I gave up looking for a week or so, then I had a stressful day at work and all I wanted was some yoga. No gym, just plain yoga. So I found a studio near my house and resolved to go that evening. More than 10 blocks north, it was a little bit of a hike, but I didn’t mind because hey, walking is exercise too.

New York Yoga is a small studio, but it doesn’t matter. Classes are limited to 20. The walls are softly paneled in welcoming colors. The receptionist is always sweet, no matter who it is. There’s original artwork on the walls. Yoga mats and good-smelling candles are for sale in the back. There’s a plush carpet in the locker room that you can mush your toes into (no shoes are allowed beyond the tile in the front part of the studio so it stays clean). And the class I took was awesome. The teacher lit candles and played soft music, rubbed massage oils into our necks and spritzed our faces with lovely scented water during shavasana. The class challenged me and kicked my butt in that awesome I-don’t-hate-myself-and-want-to-die way, and it made me feel refreshed. It was what I was looking for all along—it wasn’t too big or too small, it was just right. I was a real-life Goldilocks…or should I say Yogilocks?

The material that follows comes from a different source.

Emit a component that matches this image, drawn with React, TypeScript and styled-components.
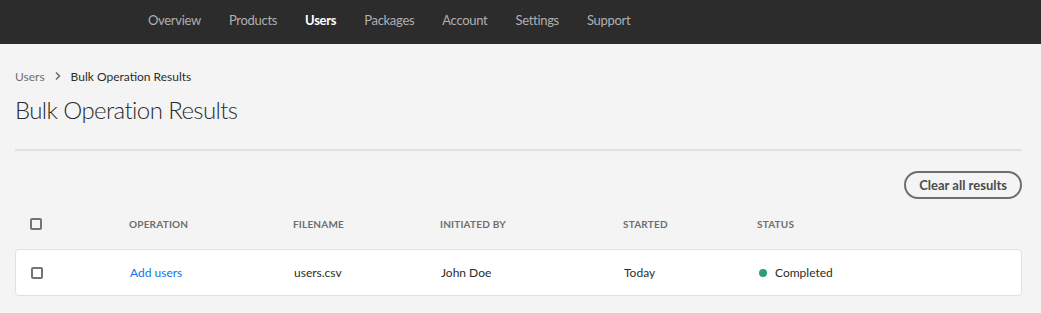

Nobody sat me down and questioned whether or not I wanted to join, nobody judged my exercise habits to see if I was a good fit. There was no smelly man’s armpit to extract myself from. On the contrary, I wanted to feel refreshed like this all the time. And, for a not-exorbitant price, I now do. I look forward to the yoga classes I go to usually twice a week and to that feeling of uncrumpled-ness that I know will come with it. I always knew that fitness could be happiness, but I didn’t know how until New York Yoga.